Messi in fila, i dati sulla domanda di risorse per sostenere la rivoluzione tecnologica cui stiamo assistendo rendono chiari i suoi costi ambientali. Ma non si tratta solo di consumo di acqua o di energia, appunto. Come riportato dal rapporto sull’economia digitale, anche la domanda di materie prime sta diventando problematica. Per costruire un computer di 2 chilogrammi, servono 800 kg di materiali.
La digitalizzazione ha una base altamente materiale
Ormai sono 5,4 miliardi le persone che hanno accesso a Internet. Le vendite online, che appena nel 2017 valevano 17mila miliardi di dollari, nel 2022 hanno raggiunto quota 27mila miliardi in 43 Paesi. Se nel 2000 compravano meno di 100 milioni di persone, nel 2021 erano 2,3 miliardi. Cresce, con gli acquirenti, la mole dei rifiuti elettronici, altro aspetto dei costi ambientali della rivoluzione tecnologica.
Tra il 2010 e il 2022 la spazzatura digitale ha registrato un aumento del 30% e ora pesa 10,5 milioni di tonnellate. Anche in questo caso si conferma una distribuzione diseguale di costi e benefici. Nei Paesi sviluppati ne produciamo 3,25 kg a persona ogni anno. In quelli in via di sviluppo appena 1 kg. Nei Paesi meno sviluppati, la quota è di 0,21 kg a testa.
È vero, sostiene l’agenzia, che la rivoluzione tecnologica in atto può ridurre l’utilizzo della carta e migliorare l’efficienza energetica. Ciò non basta, però, a compensare gli elevati costi ambientali. Non si tiene conto, ha spiegato Rebeca Grynspan, alla guida dell’Unctad, di quanto la digitalizzazione abbia una base altamente materiale. In termini di emissioni globali di gas climalteranti, il settore è responsabile di una quota che va dall’1,5% al 3,2%. Equivalente a settori come il trasporto aereo e quello marittimo.

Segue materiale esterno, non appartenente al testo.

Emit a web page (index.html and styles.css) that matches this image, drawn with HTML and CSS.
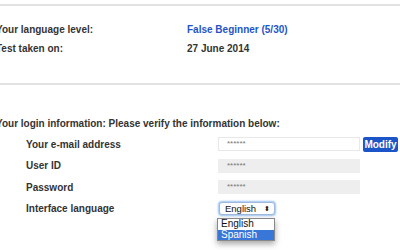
FILE: index.html
```html
<!DOCTYPE html>
<html lang="en">
<head>
  <meta charset="UTF-8" />
  <title>Your profile</title>
  <link rel="stylesheet" href="styles.css">
</head>
<body>
  <div class="page">
    <hr class="rule top" />

    <div class="summary">
      <span class="key">Your language level:</span>
      <span class="val link">False Beginner (5/30)</span>
      <span class="key">Test taken on:</span>
      <span class="val">27 June 2014</span>
    </div>

    <hr class="rule" />

    <h2>Your login information: Please verify the information below:</h2>

    <div class="login">
      <label class="lbl">Your e-mail address</label>
      <div class="field">
        <span class="box">******</span>
        <button class="modify">Modify</button>
      </div>

      <label class="lbl">User ID</label>
      <div class="field"><span class="box locked">******</span></div>

      <label class="lbl">Password</label>
      <div class="field"><span class="box locked">******</span></div>

      <label class="lbl">Interface language</label>
      <div class="field lang">
        <div class="select">
          <span>English</span>
          <span class="arrows">&#x2B0D;</span>
        </div>
        <!-- lista aperta sopra il contenuto -->
        <div class="options">
          <div class="opt">English</div>
          <div class="opt picked">Spanish</div>
        </div>
      </div>
    </div>
  </div>
</body>
</html>
```

FILE: styles.css
```css
html, body {
  height: 100%;
}
body {
  margin: 0;
  background: #fff;
  color: #333;
  font-family: "Liberation Sans", Arial, sans-serif;
  font-size: 10px;
  font-weight: bold;
}
.page {
  margin-left: -4px;
  padding-top: 4px;
}
.rule {
  border: 0;
  border-top: 2px solid #e2e2e2;
  margin: 0;
}
/* livello e data del test */
.summary {
  display: grid;
  grid-template-columns: 191px auto;
  grid-auto-rows: 19px;
  align-items: center;
  padding: 14px 0 25px;
}
.link {
  color: #1f55c6;
}
h2 {
  font-size: 10px;
  margin: 33px 0 8px;
}
/* righe del modulo di login */
.login {
  display: grid;
  grid-template-columns: 222px auto;
  grid-auto-rows: 14px;
  row-gap: 7.5px;
  align-items: center;
}
.lbl {
  padding-left: 30px;
}
.field {
  display: flex;
  align-items: center;
  gap: 3px;
}
.box {
  box-sizing: border-box;
  width: 142px;
  height: 14px;
  border: 1px solid #e8e8e8;
  padding-left: 8px;
  font-size: 8px;
  font-weight: normal;
  color: #777;
  line-height: 12px;
}
.box.locked {
  background: #eee;
  border-color: #eee;
}
.modify {
  background: #1b55c8;
  color: #fff;
  border: 0;
  border-radius: 2px;
  height: 15px;
  width: 35px;
  padding: 0;
  font-family: "Liberation Sans", Arial, sans-serif;
  font-size: 10px;
  font-weight: bold;
}
.lang {
  position: relative;
}
.select {
  box-sizing: border-box;
  width: 56px;
  height: 13px;
  margin-left: 1px;
  border: 1px solid #9fb9dc;
  border-radius: 3px;
  box-shadow: 0 0 2px 1px #9cc3f0;
  display: flex;
  align-items: center;
  justify-content: space-between;
  padding: 0 4px 0 5px;
  font-weight: normal;
  font-size: 9.5px;
  color: #111;
  background: #fdfdfd;
}
.arrows {
  font-size: 7px;
}
.options {
  position: absolute;
  z-index: 2;
  top: 16px;
  left: -1px;
  width: 56px;
  background: #fff;
  border: 1px solid #888;
  box-shadow: 0 3px 6px rgba(0, 0, 0, 0.35);
}
.opt {
  height: 10.5px;
  line-height: 10.5px;
  padding-left: 3px;
  font-size: 10px;
  font-weight: normal;
  color: #111;
}
.opt.picked {
  background: #3876d7;
  color: #fff;
}
```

Come rendere la rivoluzione digitale un’opportunità per i Paesi in via di sviluppo
C’è infine un ultimo dato relativo alle materie prime: la domanda di minerali critici. Stando ai dati della Banca Mondiale, tra i costi ambientali della rivoluzione tecnologica dobbiamo tener conto della domanda di grafite, litio e cobalto. Entro il 2050 potrebbe aumentare del 500%. I Paesi in via di sviluppo sono una fonte essenziale per le materie necessarie alla transizione ecologica. Solo in Africa c’è il 55% della riserva globale di cobalto, il 47,65% di quella di manganese, il 21,6 di grafite, il 5,9% di rame, il 5,6% di nichel e l’1% di litio.

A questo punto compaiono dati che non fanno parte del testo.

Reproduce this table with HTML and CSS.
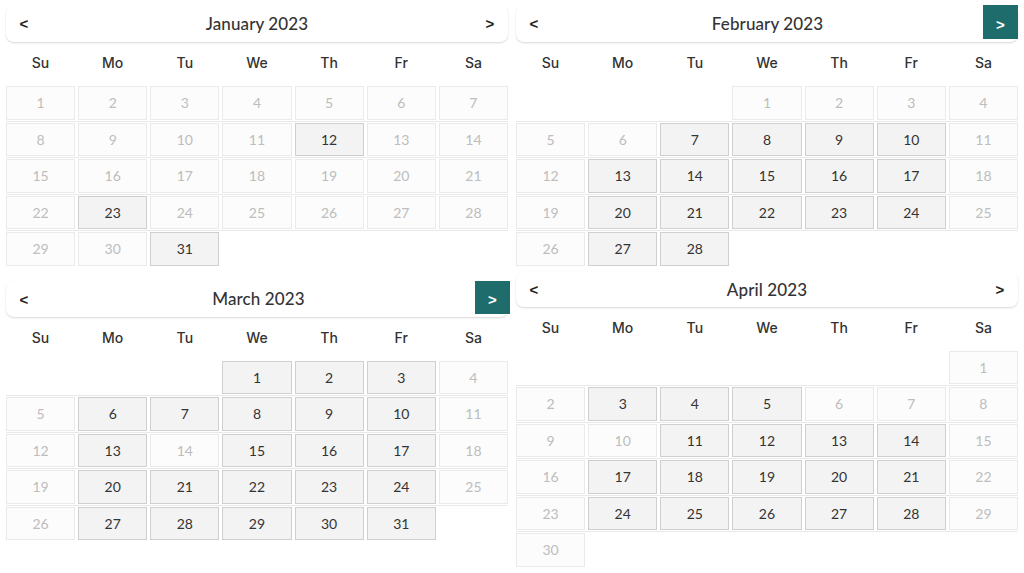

«L’aumento della domanda di minerali critici rappresenta un’opportunità per i Paesi in via di sviluppo ricchi di risorse», ha spiegato Grynspan. «Ma la tecnologia deve essere trasferita a quei Paesi e deve diventare più efficiente per essere compatibile con l’ambiente e con gli obiettivi di lotta ai cambiamenti climatici».
Come si fa a massimizzare questa opportunità di sviluppo? Il rapporto si spinge a elaborare alcuni scenari. Internalizzare lavorazione e produzione potrebbe essere la soluzione per i Paesi in via di sviluppo per assicurarsi una quota dell’economia digitale globale. Così aumenterebbero le entrate governative, si potrebbe finanziare lo sviluppo, creare posti di lavoro, migliorare il tenore di vita.

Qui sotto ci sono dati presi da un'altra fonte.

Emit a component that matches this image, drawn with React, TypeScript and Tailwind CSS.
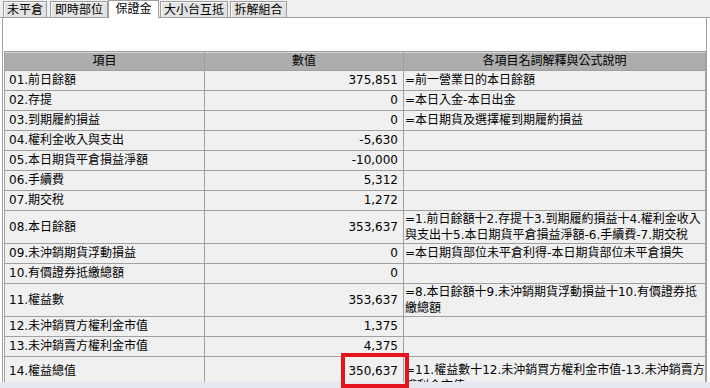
type Row = {
  label: string
  value: string
  note: string[]
  height: string
  leading: string
  top?: boolean
}

const tabs = [
  { name: '未平倉', cls: 'ml-0 w-[44px]' },
  { name: '即時部位', cls: 'ml-[3px] w-[58px]' },
  { name: '保證金', cls: 'ml-0 w-[51px]', active: true },
  { name: '大小台互抵', cls: 'ml-[1px] w-[68px]' },
  { name: '拆解組合', cls: 'ml-[2px] w-[57px]' },
]

const rows: Row[] = [
  { label: '01.前日餘額', value: '375,851', note: ['=前一營業日的本日餘額'], height: 'h-[20px]', leading: 'leading-[19px]' },
  { label: '02.存提', value: '0', note: ['=本日入金-本日出金'], height: 'h-[20px]', leading: 'leading-[19px]' },
  { label: '03.到期履約損益', value: '0', note: ['=本日期貨及選擇權到期履約損益'], height: 'h-[20px]', leading: 'leading-[19px]' },
  { label: '04.權利金收入與支出', value: '-5,630', note: [], height: 'h-[20px]', leading: 'leading-[19px]' },
  { label: '05.本日期貨平倉損益淨額', value: '-10,000', note: [], height: 'h-[20px]', leading: 'leading-[19px]' },
  { label: '06.手續費', value: '5,312', note: [], height: 'h-[20px]', leading: 'leading-[19px]' },
  { label: '07.期交稅', value: '1,272', note: [], height: 'h-[20px]', leading: 'leading-[19px]' },
  {
    label: '08.本日餘額',
    value: '353,637',
    note: ['=1.前日餘額十2.存提十3.到期履約損益十4.權利金收入', '與支出十5.本日期貨平倉損益淨額-6.手續費-7.期交稅'],
    height: 'h-[33px]',
    leading: 'leading-[16px]',
  },
  { label: '09.未沖銷期貨浮動損益', value: '0', note: ['=本日期貨部位未平倉利得-本日期貨部位未平倉損失'], height: 'h-[20px]', leading: 'leading-[19px]' },
  { label: '10.有價證券抵繳總額', value: '0', note: [], height: 'h-[20px]', leading: 'leading-[19px]' },
  {
    label: '11.權益數',
    value: '353,637',
    note: ['=8.本日餘額十9.未沖銷期貨浮動損益十10.有價證券抵', '繳總額'],
    height: 'h-[33px]',
    leading: 'leading-[16px]',
  },
  { label: '12.未沖銷買方權利金市值', value: '1,375', note: [], height: 'h-[20px]', leading: 'leading-[19px]' },
  { label: '13.未沖銷賣方權利金市值', value: '4,375', note: [], height: 'h-[20px]', leading: 'leading-[19px]' },
  {
    label: '14.權益總值',
    value: '350,637',
    note: ['=11.權益數十12.未沖銷買方權利金市值-13.未沖銷賣方', '權利金市值'],
    height: 'h-[40px]',
    leading: 'leading-[16px]',
    top: true,
  },
]

function Tabs() {
  return (
    <div className="flex h-[18px] items-end border-b border-[#a0a0a0] bg-[#f0f0f0] pl-[3px]">
      {tabs.map((t) =>
        t.active ? (
          <div
            key={t.name}
            className={`${t.cls} relative -mb-px flex h-[18px] items-start justify-center border-x border-t border-[#a0a0a0] bg-white pt-px leading-[14px]`}
          >
            {t.name}
          </div>
        ) : (
          <div
            key={t.name}
            className={`${t.cls} flex h-[16px] items-center justify-center border-x border-t border-[#9c9c9c] bg-[#e3e3e3] leading-[14px] shadow-[inset_1px_1px_0_#fafafa]`}
          >
            {t.name}
          </div>
        ),
      )}
    </div>
  )
}

function MarginRow({ row }: { row: Row }) {
  const align = row.top ? 'items-start pt-[5px]' : 'items-center'
  return (
    <div className={`flex ${row.height} border-b border-[#a0a0a0] bg-[#f0f0f0]`}>
      <div className={`flex w-[200px] shrink-0 ${align} border-r border-[#a0a0a0] pl-[4px] leading-[19px]`}>
        {row.label}
      </div>
      <div className={`flex w-[199px] shrink-0 ${align} justify-end border-r border-[#a0a0a0] pr-[5px] leading-[19px]`}>
        {row.value}
      </div>
      <div className={`flex flex-1 flex-col ${row.top ? 'justify-start pt-[5px]' : 'justify-center'} whitespace-nowrap pl-px ${row.leading}`}>
        {row.note.map((line) => (
          <div key={line}>{line}</div>
        ))}
      </div>
    </div>
  )
}

export default function App() {
  return (
    <div className="relative h-[388px] w-[710px] overflow-hidden bg-white font-['DejaVu_Sans','Noto_Sans_CJK_TC',sans-serif] text-[12px] text-black">
      <Tabs />

      {/* scroll panel, last row is cut at the bottom */}
      <div className="ml-[2px] h-[364px] w-[705px] overflow-hidden border-x border-[#a0a0a0]">
        <div className="ml-px mt-[33px] w-[702px] border-x border-t border-[#a0a0a0]">
          <div className="flex h-[19px] border-b border-[#a0a0a0] bg-[#adadad] leading-[18px] shadow-[inset_0_1px_0_#d6d6d6]">
            <div className="w-[200px] shrink-0 border-r border-[#a0a0a0] text-center">項目</div>
            <div className="w-[199px] shrink-0 border-r border-[#a0a0a0] text-center">數值</div>
            <div className="flex-1 text-center">各項目名詞解釋與公式說明</div>
          </div>
          {rows.map((r) => (
            <MarginRow key={r.label} row={r} />
          ))}
        </div>
      </div>

      {/* bottom strip */}
      <div className="h-[6px] w-full bg-[#e3e9ef]" />

      {/* highlight */}
      <div className="absolute left-[341px] top-[353px] h-[35px] w-[68px] border-4 border-[#e3141d]" />
    </div>
  )
}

Come ridurre i costi ambientali della rivoluzione tecnologica
Il report Unctad non si limita quindi ad analizzare i costi ambientali della rivoluzione tecnologica, ma propone suggerimenti per costruire un’economia digitale equa e responsabile. Fondamentale sarà utilizzare modelli di economia circolare: ridurre i rifiuti digitali con riciclo, riutilizzo e recupero. Le risorse vanno ottimizzate, con la creazione di piani che rendano più efficiente l’utilizzo di materie prime.
Per quanto riguarda la domanda di energia, questa va bilanciata con lo sviluppo delle rinnovabili: investire nel settore, sostenere la ricerca e lo sviluppo di tecnologie più efficienti e di pratiche digitali sostenibili. Uno dei campi di intervento più urgenti è quello normativo: standard e regole ambientali vanno rafforzati.
Per evitare, infine, che la rivoluzione tecnologica comporti costi ambientali distribuiti in maniera diseguale, l’agenzia propone di promuovere maggiore cooperazione internazionale. I Paesi, sostiene, devono lavorare insieme per garantire un accesso equo a tecnologie e risorse, affrontando insieme le questione relative ai rifiuti e al nuovo paradigma estrattivo globale.